Nothing about this picture of Monica Bellucci makes sense. The face is not a face, the clothes aren't clothes, the shadows aren't shadows, and we don't even have to mention human anatomy in this context.

Of course, we always took liberties in depicting bodies, but at least before Photoshop those people actually knew something about anatomy. Painters practised drawing bones, muscles, and skin for years. Today, any agency bozo is given free reign to deform bodies whatever way his cocaine-shaky mouse-arm veers.

But, there may be some kind of paradigm shift in the works. Apparently, Britney Spears demanded that for her next campaign, both the before and after pictures be shown.



(Again, that bozo has absolutely NO SKILL whatsoever. Just look at the legs. That ain't legs, you idiot!)

So, what's going on here? Are our celebrities getting stressed out by having to live up to the images created in their image by back-office bozos?

It's interesting what hiphop powerhouse Roots Manuva does in the following video. The video contains both standard "screen-style" shots of him, but also "normal-guy" shots. I think this is a good way. After all, we want our celebrities to look "god-like", but on the other hand it's also nice to see that they're just normal people, too.



So, maybe the future is to mix shops for image-building and adoration with real pix for a measure of reality.

Our strange design decade



This is a design submitted for India's ID card by Saffron, Wally Olins' branding company.

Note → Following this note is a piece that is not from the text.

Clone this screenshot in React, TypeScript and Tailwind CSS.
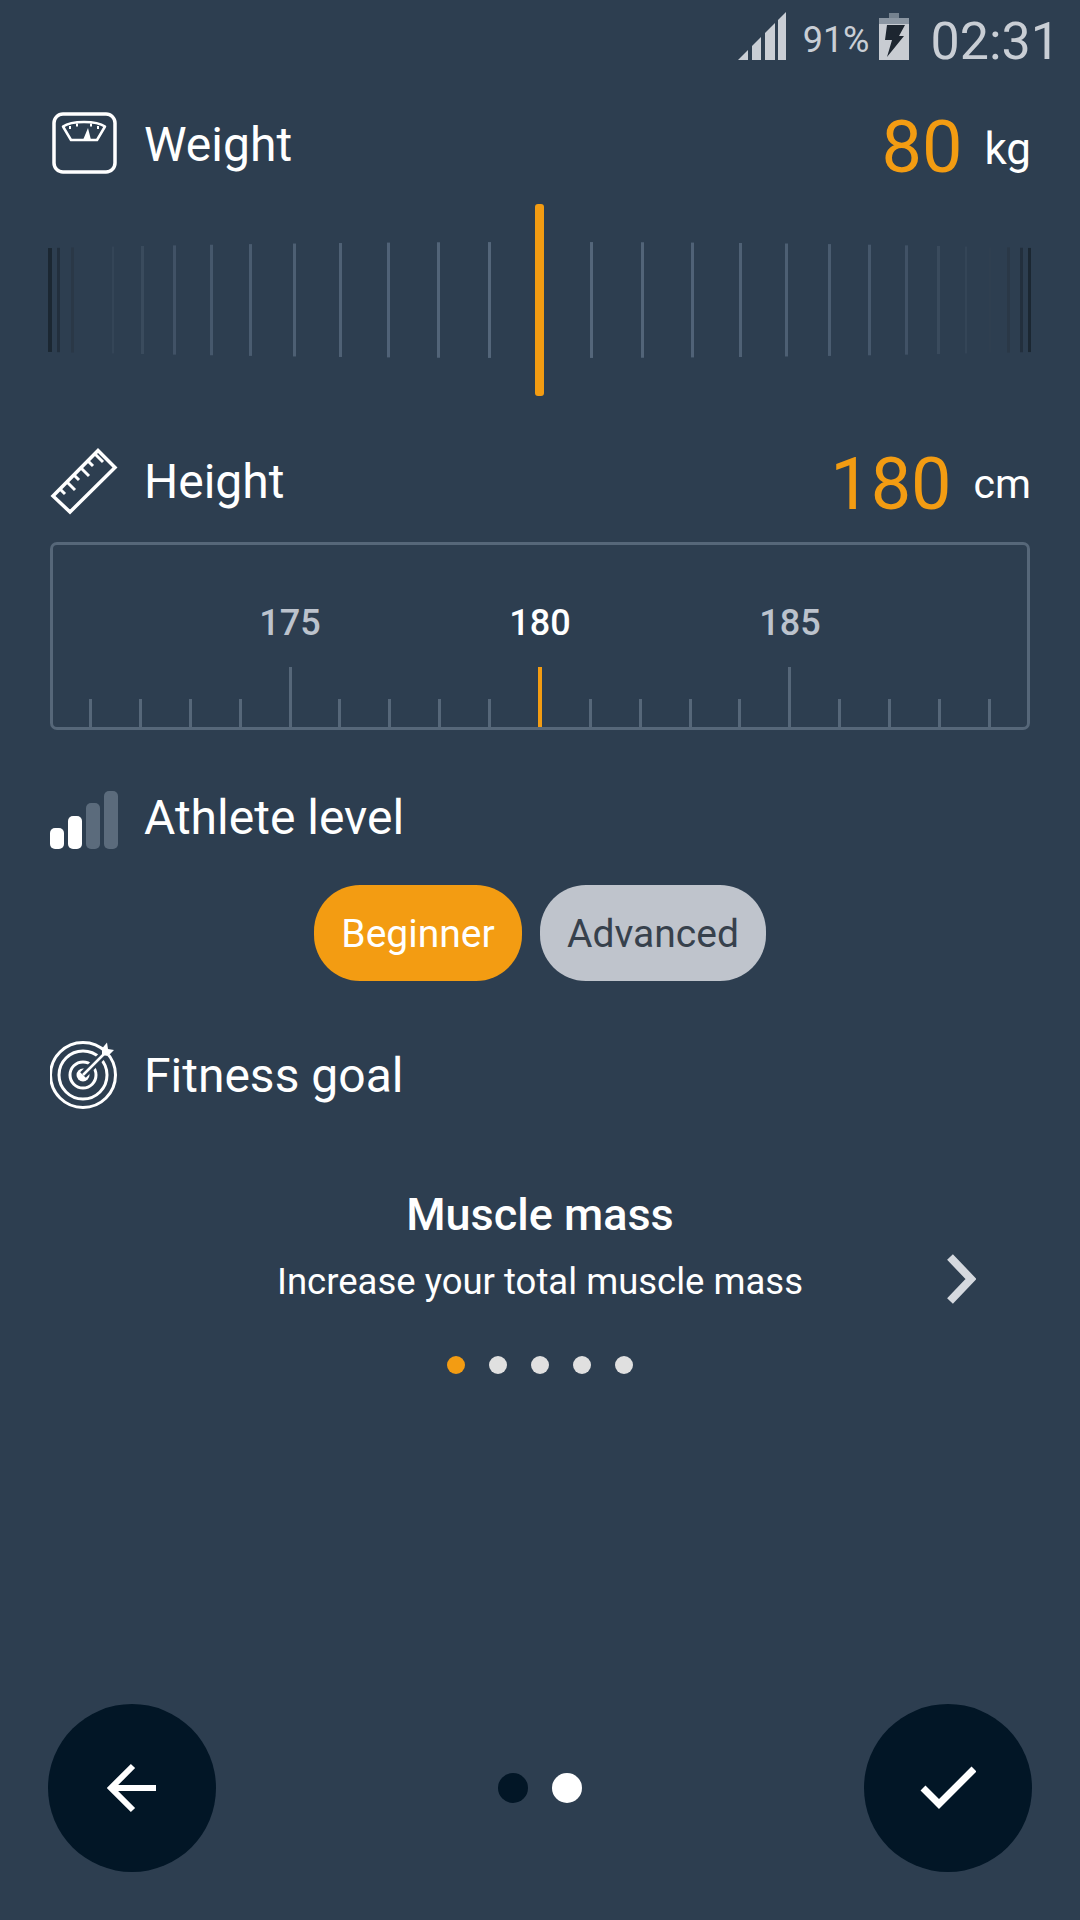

Now, they say it has something to do with the "sign of democracy", the index finger dot, which has become a kind of fetish in the media, for example:


"Your democracy makes us hot."

The logo is arguably strange. I mean, I used to balk at the guy in class who said he could paint like Picasso (every class has that guy, right?), but in this case it's true. Anybody could do that logo.

Saffron knows that of course, and I bet it's part of the deal. But I still can't put my finger on what's going on here exactly, design-wise.

What will people learn about our fridge-nuking and shark-jumping decade of the Uh-Ohs in 50 years when they look at that logo?